Alone, I thought. Dammit. Then he’d most likely head back to Winchester. If he was having an affair, I thought it likely that the object of his affection was an office mate. When long-married men stray, they rarely venture far from accustomed paths.
“Relax,” I said, pulling out into moderate traffic. “I’m gonna tail him. A loose tail. Far back. Not like on TV. Just get a clear image of his taillights in your mind, and tell me if you see them turn. You’ll be my extra eyes.”
“He took a left.”
“I’m on him.”
“This is neat,” Paolina said. “Like a video game.”
After two more turns it was obvious that he wasn’t heading home. For a moment, I thought he might be driving to JHHI, but he kept on going into the area known as Mission Hill.
“Lock your door, Paolina,” I said firmly.
“Where is he? I lost him.”
“He took a left. He’s doing a lot of zigzags.”
“Do you think he knows about us?”
“At night, all he can see is headlights. And headlights look the same,” I said, taking my eyes off the target vehicle for an instant to glance at my companion.
She was leaning forward, her eyes sparkling, her lips parted. Watching her, I experienced a moment of sheer panic: What if she became a cop?
“He took a right,” she said. “He stopped!”
I wouldn’t have left my Toyota on the street where he parked his BMW, streetlamp or no streetlamp. Maybe he had a fancy alarm system. Maybe he wanted his car stolen.
I drove by as he got out of his car. He bounded up the stairs of a nearby apartment building. He wasn’t carrying a briefcase.
I stared at the five-story building. No lights blossomed. Either he’d entered a back apartment, or he was visiting someone whose lamps were already turned on—possibly someone who expected him.
“What now?” Paolina breathed.
I pulled into a slot three quarters of the way down the block, in a no-parking zone. Across the street, a wire fence drooped around an abandoned playing field.
“We wait,” I said. “He could be dropping off something on his way home. Paperwork.”
I didn’t think so. IWP’s clientele might own some of the surrounding tenements, but I doubted they’d live here, in a poor, ethnically diverse, racially tense enclave.
We waited almost an hour. He didn’t come out. Paolina yawned with increasing frequency. “I’m going to need to go to the bathroom soon,” she announced.
“Keep your door locked,” I or
dered her. “I’ll be right back.”
I walked purposefully down the block, ducked quickly into the apartment’s vestibule, wrote down all the names as they appeared on a row of rusty metal mailboxes. One—Savannah Cates—caught my eye. The rest were men’s names. Or initials. Or Mr. and Mrs. So-and-so.

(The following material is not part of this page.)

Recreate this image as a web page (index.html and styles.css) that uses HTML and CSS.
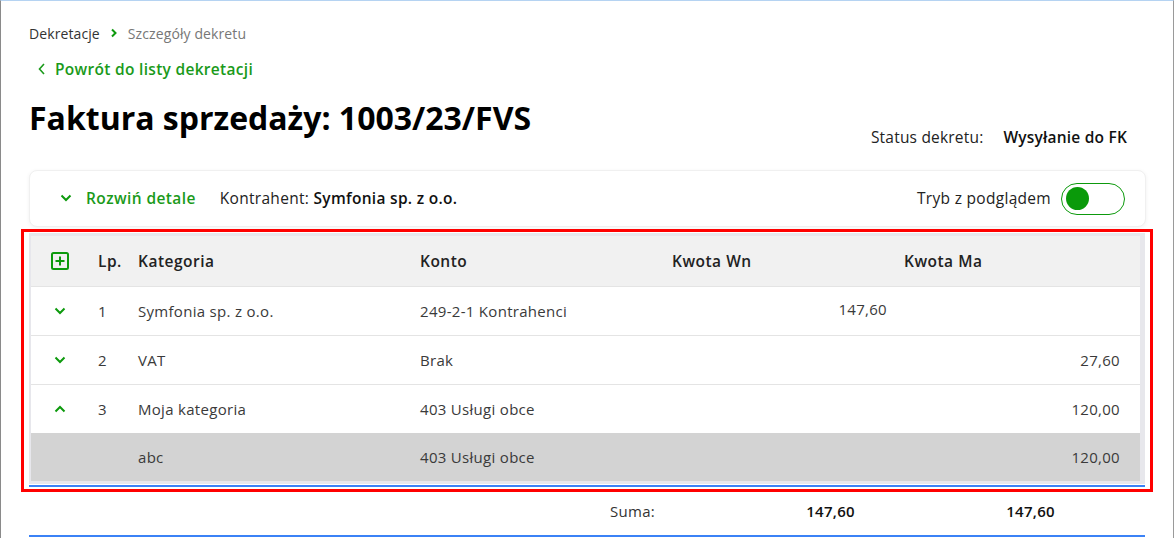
FILE: index.html
```html
<!DOCTYPE html>
<html lang="pl">
<head>
<meta charset="utf-8">
<title>Szczegóły dekretu</title>
<link rel="stylesheet" href="styles.css">
</head>
<body>
<div class="page">
  <nav class="crumbs">
    <span class="crumb">Dekretacje</span>
    <svg class="crumb-sep" viewBox="0 0 10 10" width="10" height="10"><path d="M3 1.5 L6.5 5 L3 8.5" fill="none" stroke="#0d9a0d" stroke-width="2"/></svg>
    <span class="crumb current">Szczegóły dekretu</span>
  </nav>
  <a class="back" href="#">
    <svg viewBox="0 0 10 14" width="10" height="14"><path d="M7 2 L2.5 7 L7 12" fill="none" stroke="#1a9a1a" stroke-width="1.6"/></svg>
    <span>Powrót do listy dekretacji</span>
  </a>
  <h1 class="title">Faktura sprzedaży: 1003/23/FVS</h1>
  <div class="status">
    <span class="status-label">Status dekretu:</span>
    <span class="status-value">Wysyłanie do FK</span>
  </div>
  <div class="card">
    <button class="expand">
      <svg viewBox="0 0 12 8" width="12" height="8"><path d="M1.5 1.5 L6 6 L10.5 1.5" fill="none" stroke="#0d9a0d" stroke-width="2"/></svg>
      <span>Rozwiń detale</span>
    </button>
    <span class="contractor">Kontrahent: <b>Symfonia sp. z o.o.</b></span>
    <span class="spacer"></span>
    <span class="mode">Tryb z podglądem</span>
    <span class="toggle"><span class="knob"></span></span>
  </div>
  <div class="frame">
    <div class="table">
      <div class="row head">
        <span class="c-ic"><svg viewBox="0 0 18 18" width="18" height="18"><rect x="1" y="1" width="16" height="16" rx="1.5" fill="none" stroke="#0d9a0d" stroke-width="2"/><path d="M9 4.5 V13.5 M4.5 9 H13.5" stroke="#0d9a0d" stroke-width="2"/></svg></span>
        <span class="c-lp">Lp.</span>
        <span class="c-cat">Kategoria</span>
        <span class="c-acc">Konto</span>
        <span class="c-wn">Kwota Wn</span>
        <span class="c-ma">Kwota Ma</span>
      </div>
      <div class="row">
        <span class="c-ic"><svg viewBox="0 0 12 8" width="12" height="8"><path d="M1.5 1.5 L6 6 L10.5 1.5" fill="none" stroke="#0d9a0d" stroke-width="2"/></svg></span>
        <span class="c-lp">1</span>
        <span class="c-cat">Symfonia sp. z o.o.</span>
        <span class="c-acc">249-2-1 Kontrahenci</span>
        <span class="c-wn num up">147,60</span>
        <span class="c-ma num"></span>
      </div>
      <div class="row">
        <span class="c-ic"><svg viewBox="0 0 12 8" width="12" height="8"><path d="M1.5 1.5 L6 6 L10.5 1.5" fill="none" stroke="#0d9a0d" stroke-width="2"/></svg></span>
        <span class="c-lp">2</span>
        <span class="c-cat">VAT</span>
        <span class="c-acc">Brak</span>
        <span class="c-wn num"></span>
        <span class="c-ma num">27,60</span>
      </div>
      <div class="row">
        <span class="c-ic"><svg viewBox="0 0 12 8" width="12" height="8"><path d="M1.5 6.5 L6 2 L10.5 6.5" fill="none" stroke="#0d9a0d" stroke-width="2"/></svg></span>
        <span class="c-lp">3</span>
        <span class="c-cat">Moja kategoria</span>
        <span class="c-acc">403 Usługi obce</span>
        <span class="c-wn num"></span>
        <span class="c-ma num">120,00</span>
      </div>
      <div class="row sub">
        <span class="c-ic"></span>
        <span class="c-lp"></span>
        <span class="c-cat">abc</span>
        <span class="c-acc">403 Usługi obce</span>
        <span class="c-wn num"></span>
        <span class="c-ma num">120,00</span>
      </div>
    </div>
    <div class="blue"></div>
  </div>
  <div class="sum">
    <span></span>
    <span class="sum-label">Suma:</span>
    <span class="sum-val">147,60</span>
    <span class="sum-val">147,60</span>
  </div>
</div>
</body>
</html>
```

FILE: styles.css
```css
html, body {
  margin: 0;
  padding: 0;
  background: #fff;
}
body {
  font-family: "Open Sans", "Lato", sans-serif;
  color: #222;
  width: 1176px;
  height: 538px;
  overflow: hidden;
}
.page {
  box-sizing: border-box;
  height: 538px;
  border-top: 1px solid #b5d3f2;
  border-left: 1px solid #8a8a8a;
  border-right: 1px solid #9a9a9a;
  padding: 0 0 0 28px;
  width: 1174px;
}
.crumbs {
  display: flex;
  align-items: center;
  gap: 9px;
  height: 20px;
  margin-top: 22px;
  font-size: 14px;
  letter-spacing: 0.1px;
}
.crumb { color: #333; }
.crumb.current { color: #777; }
.back {
  display: flex;
  align-items: center;
  gap: 8px;
  margin-top: 16px;
  height: 20px;
  color: #1a9a1a;
  font-size: 15.5px;
  font-weight: 600;
  letter-spacing: 0.3px;
  text-decoration: none;
  padding-left: 8px;
}
.title {
  margin: 19px 0 0 0;
  height: 40px;
  line-height: 40px;
  font-size: 32px;
  font-weight: 700;
  color: #000;
}
.status {
  display: flex;
  justify-content: flex-end;
  align-items: center;
  gap: 20px;
  height: 20px;
  margin-top: -11px;
  padding-right: 46px;
  font-size: 15.5px;
  letter-spacing: 0.2px;
}
.status-label { color: #222; }
.status-value { font-weight: 600; color: #111; }
.card {
  display: flex;
  align-items: center;
  box-sizing: border-box;
  width: 1117px;
  height: 57px;
  margin-top: 23px;
  padding: 0 20px 2px 30px;
  background: #fff;
  border: 1px solid #f0f0f0;
  border-radius: 8px;
  box-shadow: 0 1px 4px rgba(0,0,0,0.06);
  font-size: 15.5px;
  letter-spacing: 0.3px;
}
.expand {
  display: flex;
  align-items: center;
  gap: 14px;
  border: 0;
  background: none;
  padding: 0;
  font: inherit;
  letter-spacing: 0.4px;
  font-weight: 600;
  color: #1a9a1a;
}
.contractor {
  margin-left: 24px;
  color: #222;
}
.contractor b { color: #111; font-weight: 600; }
.spacer { flex: 1; }
.mode { color: #222; margin-right: 10px; }
.toggle {
  box-sizing: border-box;
  width: 64px;
  height: 32px;
  margin-top: 2px;
  border: 1.5px solid #0d9a0d;
  border-radius: 16px;
  display: flex;
  align-items: center;
  padding-left: 4px;
}
.knob {
  width: 23px;
  height: 23px;
  border-radius: 50%;
  background: #0a9a0a;
}
.frame {
  box-sizing: border-box;
  width: 1132px;
  margin: 2px 0 0 -8px;
  border: 3px solid #ff0000;
  padding: 1px 5px 2px 5px;
  position: relative;
  z-index: 1;
}
.table {
  border: 3px solid #e7e7ec;
  border-left-width: 2px;
  border-right-width: 5px;
  border-bottom-width: 3px;
}
.row {
  display: grid;
  grid-template-columns: 55px 40px 282px 252px 232px 1fr;
  align-items: center;
  height: 48px;
  border-top: 1px solid #e4e4e4;
  font-size: 15px;
  letter-spacing: 0.3px;
  color: #3a3a3a;
  background: #fff;
}
.row.head {
  height: 50px;
  border-top: 0;
  background: #f1f1f1;
  color: #222;
  font-weight: 600;
  font-size: 15.5px;
  letter-spacing: 0.5px;
}
.row.sub {
  background: #d3d3d3;
  border-top: 0;
}
.c-ic { display: flex; justify-content: center; padding-left: 3px; }
.c-lp, .c-cat, .c-acc, .c-wn, .c-ma { padding-left: 12px; }
.num { text-align: right; }
.c-wn.num { padding-right: 5px; }
.c-ma.num { padding-right: 20px; }
.up { align-self: start; padding-top: 12px; }
.blue {
  height: 2px;
  background: #3b82f6;
  margin-top: 1px;
}
.sum {
  display: grid;
  grid-template-columns: 581px 150px 95px 200px;
  align-items: center;
  box-sizing: border-box;
  width: 1116px;
  height: 50px;
  margin-top: -5px;
  border-bottom: 2px solid #3b82f6;
  font-size: 15px;
  letter-spacing: 0.3px;
}
.sum-label { color: #333; }
.sum-val { text-align: right; font-weight: 600; color: #111; }
```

Savannah. I flashed on exotic eyes, tilted eyebrows, an engaging smile. Mooney hadn’t been so far off base after all. Harold Woodrow had met a woman at the hospital. Not Tina Sukhia, but Savannah Cates, Muir’s young receptionist …
I drove my little sister home to her suitcase full of crumpled clothes, and held her hand till she fell asleep in the guest room.

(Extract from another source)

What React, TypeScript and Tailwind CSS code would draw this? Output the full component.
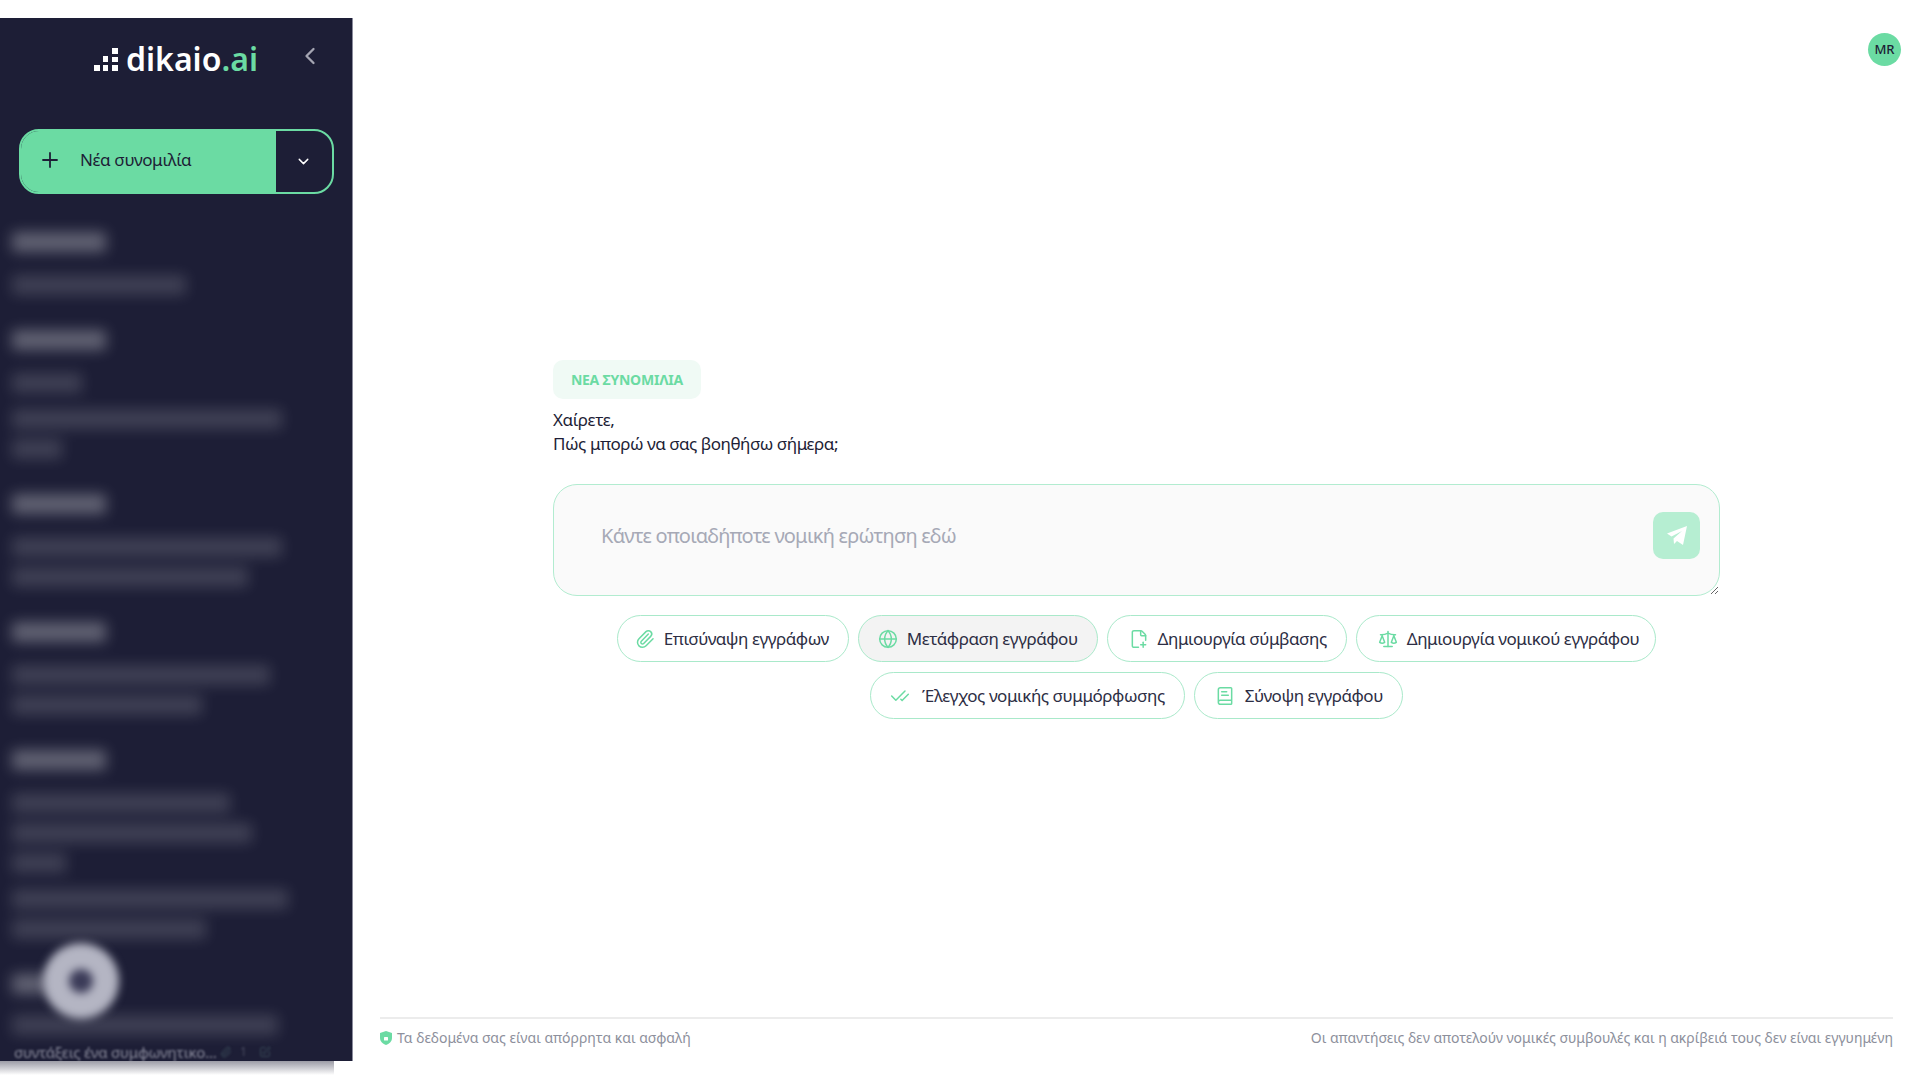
import React from "react";
import {
  BookText,
  CheckCheck,
  ChevronDown,
  ChevronLeft,
  FilePlus2,
  Globe,
  Paperclip,
  Plus,
  Scale,
  SquarePen,
} from "lucide-react";

// redacted history in the sidebar: each section is a label and entries, each entry holds line widths
const historySections: number[][][] = [
  [[174]],
  [[70], [270, 50]],
  [[270, 236]],
  [[258, 190]],
  [[218, 240, 54], [276, 194]],
];

const actions = [
  { label: "Επισύναψη εγγράφων", icon: Paperclip, spacing: "gap-[9px] pl-[17px] pr-[19px]", active: false },
  { label: "Μετάφραση εγγράφου", icon: Globe, spacing: "gap-[9px] pl-[19px] pr-[19px]", active: true },
  { label: "Δημιουργία σύμβασης", icon: FilePlus2, spacing: "gap-[9px] pl-[21px] pr-[19px]", active: false },
  { label: "Δημιουργία νομικού εγγράφου", icon: Scale, spacing: "gap-[9px] pl-[21px] pr-[16px]", active: false },
  { label: "Έλεγχος νομικής συμμόρφωσης", icon: CheckCheck, spacing: "gap-[12px] pl-[19px] pr-[19px]", active: false },
  { label: "Σύνοψη εγγράφου", icon: BookText, spacing: "gap-[10px] pl-[20px] pr-[19px]", active: false },
];

const Sidebar = () => (
  <div className="w-[353px] shrink-0 pt-[18px]">
    <aside className="relative h-[1043px] overflow-hidden border-r border-[#8a8b9c] bg-[#1d1e36]">
      <div className="flex h-[111px] items-start">
        <div className="ml-[94px] mt-[23px] flex items-center gap-[7px]">
          <svg width="25" height="25" viewBox="0 0 25 25" fill="#ffffff">
            <rect x="0" y="18" width="6" height="6" />
            <rect x="9" y="9" width="5" height="6" />
            <rect x="9" y="18" width="5" height="6" />
            <rect x="18" y="1" width="6" height="6" />
            <rect x="18" y="10" width="6" height="5" />
            <rect x="18" y="18" width="6" height="6" />
          </svg>
          <span className="text-[32px] font-semibold leading-[36px] text-white">
            dikaio<span className="text-[#6bdba3]">.ai</span>
          </span>
        </div>
        <ChevronLeft className="ml-[38px] mt-[24px] h-[28px] w-[28px] text-[#a4a5b2]" strokeWidth={2} />
      </div>

      <div className="ml-[19px] flex h-[65px] w-[315px] overflow-hidden rounded-[20px] border-2 border-[#6bdba3]">
        <button className="flex w-[255px] items-center bg-[#6bdba3] pb-[3px] pl-[17px] text-[#1d1e36]">
          <Plus className="h-[24px] w-[24px]" strokeWidth={1.8} />
          <span className="ml-[18px] text-[17px] tracking-[-0.35px]">Νέα συνομιλία</span>
        </button>
        <div className="flex flex-1 items-center justify-center pr-[2px] text-white">
          <ChevronDown className="h-[17px] w-[17px]" strokeWidth={2} />
        </div>
      </div>

      <div className="ml-[12px] mt-[38px] flex flex-col gap-[35px] blur-[7px]">
        {historySections.map((entries, i) => (
          <div key={i} className="flex flex-col gap-[23px]">
            <div className="h-[20px] w-[94px] bg-white/30" />
            <div className="flex flex-col gap-[16px]">
              {entries.map((lines, j) => (
                <div key={j} className="flex flex-col gap-[10px]">
                  {lines.map((w, k) => (
                    <div key={k} className="h-[20px] bg-white/15" style={{ width: w }} />
                  ))}
                </div>
              ))}
            </div>
          </div>
        ))}
        <div className="flex flex-col gap-[21px]">
          <div className="h-[20px] w-[40px] bg-white/30" />
          <div className="h-[20px] w-[266px] bg-white/15" />
        </div>
      </div>

      <div className="ml-[14px] mt-[6px] flex items-center text-[#8a8b9c] blur-[1px]">
        <span className="w-[206px] text-[15px] leading-[22px] tracking-[-0.2px]">συντάξεις ένα συμφωνητικο...</span>
        <Paperclip className="h-[12px] w-[12px] text-[#3a4a58]" />
        <span className="ml-[8px] text-[12px] text-[#4a4b60]">1</span>
        <SquarePen className="ml-[12px] h-[12px] w-[12px] text-[#3a4a58]" />
      </div>

      <div className="absolute left-[43px] top-[925px] flex h-[76px] w-[76px] items-center justify-center rounded-full bg-[#b4b5c3] blur-[4px]">
        <div className="h-[24px] w-[24px] rounded-full bg-[#3b3b58]" />
      </div>
    </aside>
    <div className="h-[14px] w-[334px] bg-gradient-to-b from-[#9c9ca6] to-white" />
  </div>
);

const Footer = () => (
  <footer className="mx-[27px] mt-auto flex h-[63px] items-start justify-between border-t-2 border-[#ececec] pt-[9px] text-[14px] leading-[20px] text-[#8d909c]">
    <div className="flex items-center gap-[5px]">
      <svg width="12" height="14" viewBox="0 0 12 14">
        <path d="M6 0 L12 2 V7 C12 10.5 9 13 6 14 C3 13 0 10.5 0 7 V2 Z" fill="#6bdba3" />
        <rect x="4" y="6" width="4" height="3.5" rx="0.5" fill="#ffffff" />
      </svg>
      <span>Τα δεδομένα σας είναι απόρρητα και ασφαλή</span>
    </div>
    <span className="tracking-[-0.05px]">Οι απαντήσεις δεν αποτελούν νομικές συμβουλές και η ακρίβειά τους δεν είναι εγγυημένη</span>
  </footer>
);

export default function App() {
  return (
    <div className="relative flex h-screen overflow-hidden bg-white font-['Noto_Sans',sans-serif] text-[#1d1e36]">
      <Sidebar />
      <main className="flex min-w-0 flex-1 flex-col pt-[360px]">
        <div className="mx-auto w-[1167px]">
          <div className="inline-flex h-[39px] w-[148px] items-center justify-center rounded-[10px] bg-[#f0faf5] text-[14px] font-bold tracking-[-0.2px] text-[#6bdba3]">
            ΝΕΑ ΣΥΝΟΜΙΛΙΑ
          </div>
          <p className="mt-[9px] text-[17px] leading-[24px] tracking-[-0.45px]">
            Χαίρετε,
            <br />
            Πώς μπορώ να σας βοηθήσω σήμερα;
          </p>
          <div className="relative mt-[28px]">
            <textarea
              className="block h-[112px] w-full resize-y rounded-[24px] border border-[#b2ecd0] bg-[#fafafa] pl-[47px] pr-[80px] pt-[37px] text-[20px] leading-[28px] tracking-[-0.75px] outline-none placeholder:text-[#a6a9b6]"
              placeholder="Κάντε οποιαδήποτε νομική ερώτηση εδώ"
            />
            <button className="absolute right-[20px] top-[28px] flex h-[47px] w-[47px] items-center justify-center rounded-[10px] bg-[#b6eed2]">
              <svg width="22" height="22" viewBox="0 0 22 22" fill="#ffffff">
                <path d="M21 1 L17 20 L11 16 L8 19 L7.5 13.5 L16 6 L5.5 11.5 L1 8.5 Z" />
              </svg>
            </button>
          </div>
          <div className="mx-auto mt-[19px] flex w-[1060px] flex-wrap justify-center gap-x-[9px] gap-y-[10px]">
            {actions.map(({ label, icon: Icon, spacing, active }) => (
              <button
                key={label}
                className={`flex h-[47px] items-center rounded-full border border-[#a9e9ca] text-[17px] tracking-[-0.45px] text-[#2d2e44] ${spacing} ${
                  active ? "bg-[#f3f3f3]" : "bg-white"
                }`}
              >
                <Icon className="h-[20px] w-[20px] text-[#6bdba3]" strokeWidth={1.8} />
                {label}
              </button>
            ))}
          </div>
        </div>
        <Footer />
      </main>
      <div className="absolute left-[1868px] top-[33px] flex h-[33px] w-[33px] items-center justify-center rounded-full bg-[#6bdba3] text-[13px] font-medium">
        MR
      </div>
    </div>
  );
}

I had my shirt halfway over my head, getting ready for my own bedtime, when the phone rang.
Mooney must have found Emily. I grabbed it.
Roz.
“You get my messages?” she hissed.
“Haven’t had a minute.”
“Dammit, I don’t know how much longer I can keep him here.”
“Calm down. Where are you?”
“South Station. At the oyster bar.”
“Where’s old Paco headed?”
“One-way, New York.”
“Keep him there.”
“Carlotta—”
“I have every confidence in you, Roz.”
“Just get here.”
“Half an hour,” I said. “Bye.”
29
I lied. It took me almost an hour, what with changing clothes, waking Paolina, dialing Gloria, making sure Paolina felt okay about staying home alone, assuring her that Gloria was a phone call away.

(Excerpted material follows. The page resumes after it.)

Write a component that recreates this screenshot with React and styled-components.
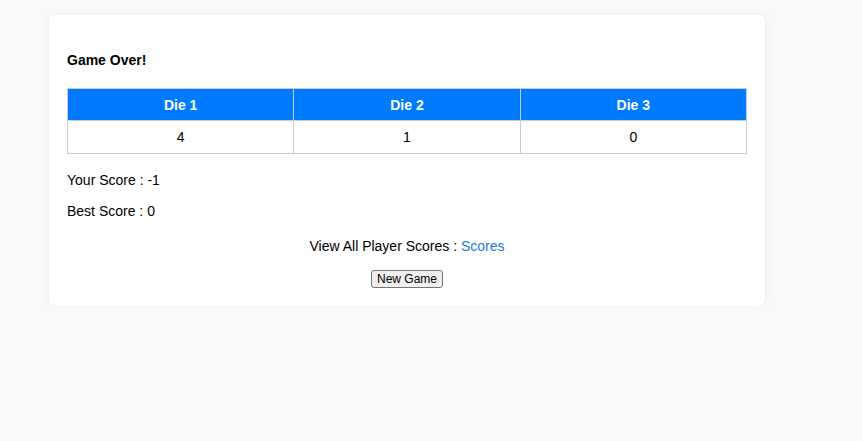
import React from "react";
import styled, { createGlobalStyle } from "styled-components";

const GlobalStyle = createGlobalStyle`
  body {
    margin: 0;
    background-color: #f8f9fa;
    font-family: "Liberation Sans", Arial, sans-serif;
    font-size: 14px;
    color: #000;
  }
`;

const dice = [4, 1, 0];

function App() {
  return (
    <>
      <GlobalStyle />
      <Page>
        <Card>
          <Title>Game Over!</Title>
          <DiceTable>
            <thead>
              <tr>
                {dice.map((_, i) => (
                  <th key={i}>Die {i + 1}</th>
                ))}
              </tr>
            </thead>
            <tbody>
              <tr>
                {dice.map((value, i) => (
                  <td key={i}>{value}</td>
                ))}
              </tr>
            </tbody>
          </DiceTable>
          <ScoreLine>Your Score : -1</ScoreLine>
          <ScoreLine>Best Score : 0</ScoreLine>
          <CenterLine>
            View All Player Scores : <ScoresLink href="#">Scores</ScoresLink>
          </CenterLine>
          <ButtonRow>
            <NewGameButton type="button">New Game</NewGameButton>
          </ButtonRow>
        </Card>
      </Page>
    </>
  );
}

const Page = styled.div`
  padding: 15px 0 0 49px;
`;

const Card = styled.div`
  width: 716px;
  box-sizing: border-box;
  padding: 18px 18px 17px 18px;
  background-color: #fff;
  border-radius: 6px;
  box-shadow: 0 0 10px rgba(0, 0, 0, 0.06);
`;

const Title = styled.div`
  margin: 19px 0 20px 0;
  font-weight: bold;
  line-height: 16px;
`;

const DiceTable = styled.table`
  width: 100%;
  border-collapse: collapse;
  text-align: center;
  th,
  td {
    border: 1px solid #ccc;
    line-height: 16px;
  }
  th {
    background-color: #007bff;
    color: #fff;
    font-weight: bold;
    height: 31px;
    padding: 0;
  }
  td {
    height: 32px;
    padding: 0;
  }
`;

const ScoreLine = styled.div`
  margin-top: 18px;
  line-height: 16px;
  & + & {
    margin-top: 15px;
  }
`;

const CenterLine = styled.div`
  margin-top: 19px;
  line-height: 16px;
  text-align: center;
`;

const ScoresLink = styled.a`
  color: #1c7cd6;
  text-decoration: none;
`;

const ButtonRow = styled.div`
  margin-top: 16px;
  display: flex;
  justify-content: center;
`;

const NewGameButton = styled.button`
  font-family: "Liberation Sans", Arial, sans-serif;
  font-size: 12px;
  line-height: 14px;
  padding: 1px 5px;
  color: #000;
  background-color: #efefef;
  border: 1px solid #767676;
  border-radius: 3px;
`;

export default App;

Oh, and I had to run back upstairs to get the nicely altered passport Paco had been civil enough to drop.
As I drove, I found myself peering down empty cross streets, checking the surroundings the way I used to when I was a cop on patrol. Searching the black-and-white shadows for Emily Woodrow. Wishing I knew her haunts, knew exactly where to focus. Hoping I’d find her before Mooney. Or she’d find me.
Had she killed Tina?
Had Tina killed Rebecca?
Was that what it was all about—an eye for an eye?
Or had a third party killed both Tina and Emily? Tina, for what she knew about Rebecca’s death; Emily, because she’d learned the secret from Tina.
I blared an old Taj Mahal tape full volume. The music filled my head, answered no questions.